What if an open source project is used directly by consumers, and causes them harm? The public policy is clear: they must be compensated. Does it matter if they signed a license or didn’t pay someone? Their business is bankrupt, their files are in a hacker’s hands, or their own customers are suing them. Someone should be strictly liable. But who?
The EU is grappling with that very question, and it culminates in whether “open source” is exempt from liability in a law designed to protect consumers. So far the answer is “probably not?” Exemption means consumers bear the cost – exactly what the law is trying to change. Perhaps if the open source in question remains an academic or research tool, versus reaching consumers, we’re okay? The proof may come when the first consumer demands compensation, and the courts step in. But lawmakers know enough to realize that much of the open source out there – by definition – belongs to no one, or many someones, or really nobody that can be named and made liable. So waiting on a court case might provide clarity but no compensation and no one to even argue the case. Not the clarity a law is designed to provide.

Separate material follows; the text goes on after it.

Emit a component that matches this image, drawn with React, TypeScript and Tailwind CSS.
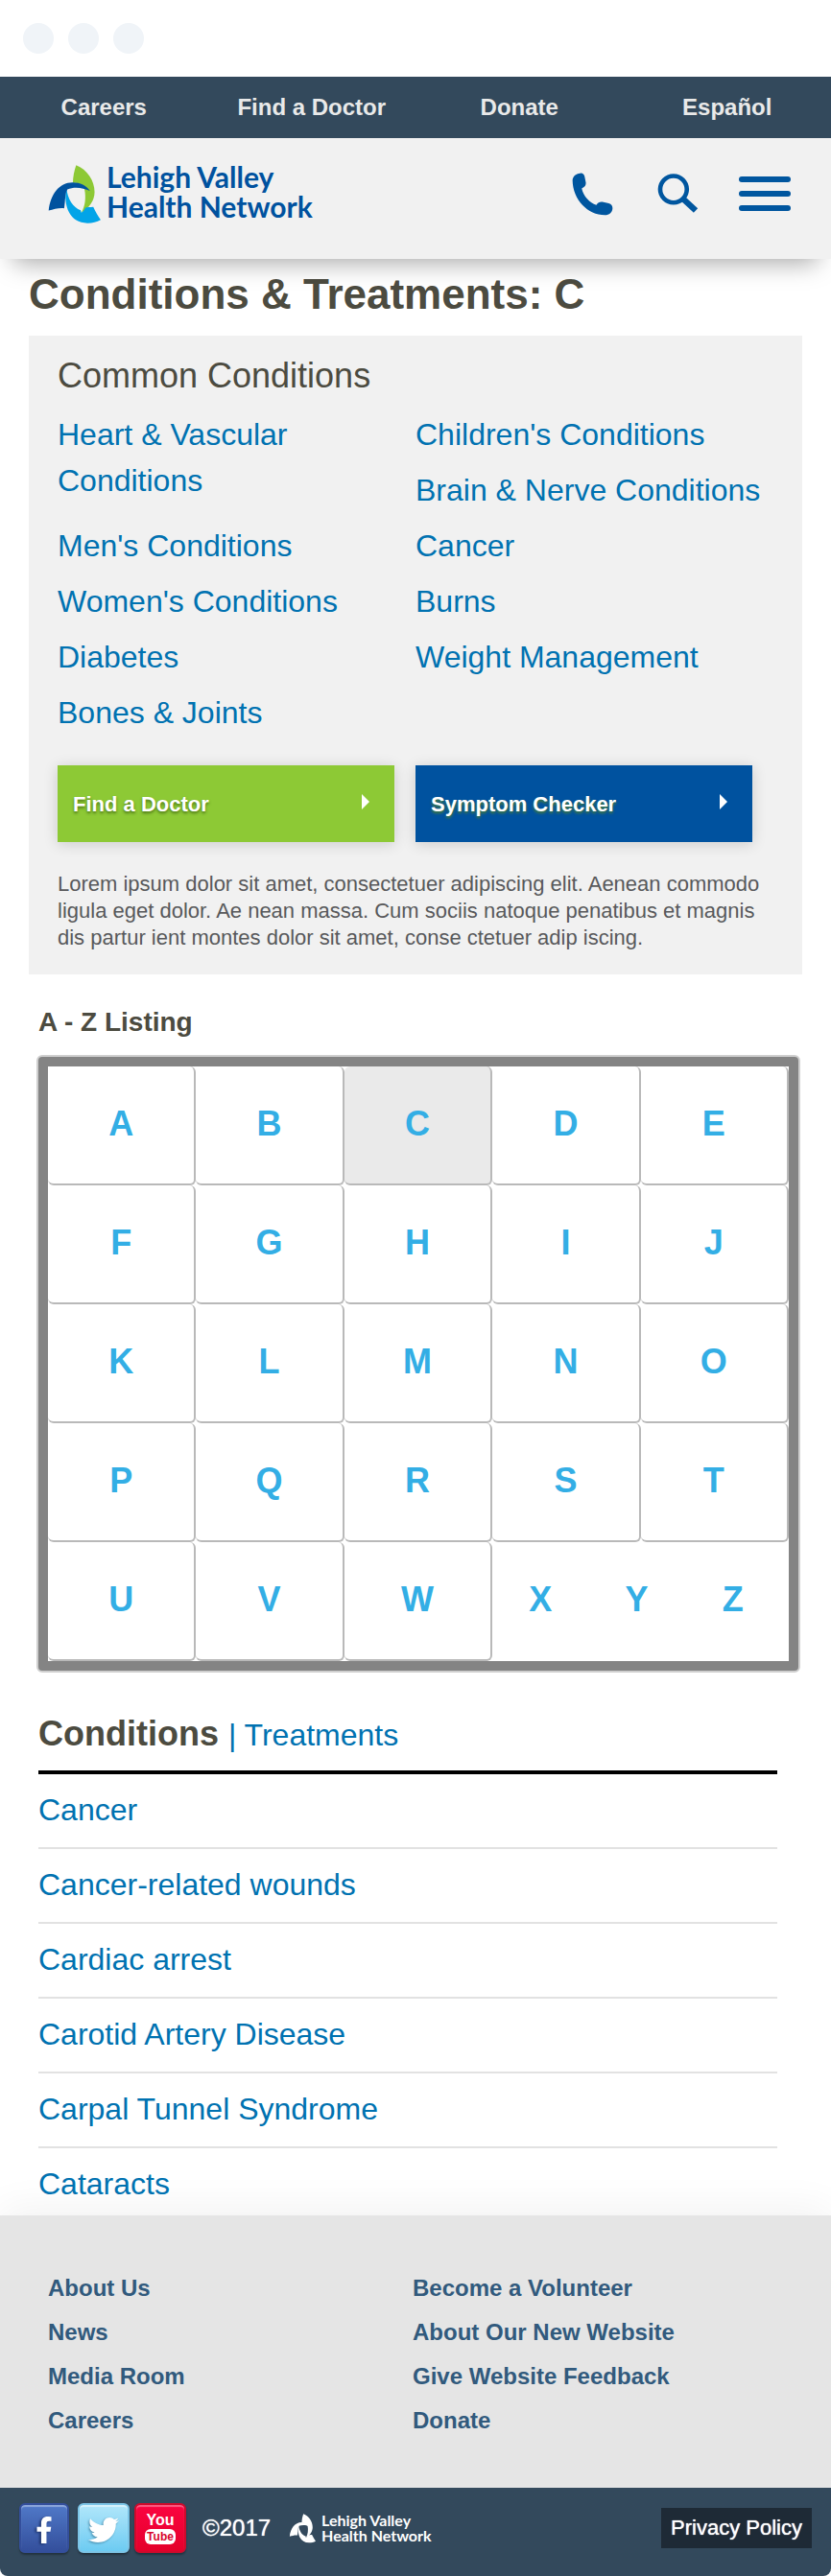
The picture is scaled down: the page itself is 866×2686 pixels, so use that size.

My prediction, for what it’s worth, is that open source’s days outside academia and hobbyists are numbered. At some point, some government authority will require a single throat-to-choke when open source causes consumer harm. Someone, or some entity, will need to accept financial and legal responsibility for what the project does in consumer hands. No license can insulate them from that. Given that existing open source licenses don’t contemplate a private purchase, they’ll need to either wind down, release licensees from taking them commercial, or find a means to restrict consumer use (which may be hard with no one in control). Policy makers simply won’t allow a dangerous animal to wander around unchained, and a lack of owner won’t make the situation better.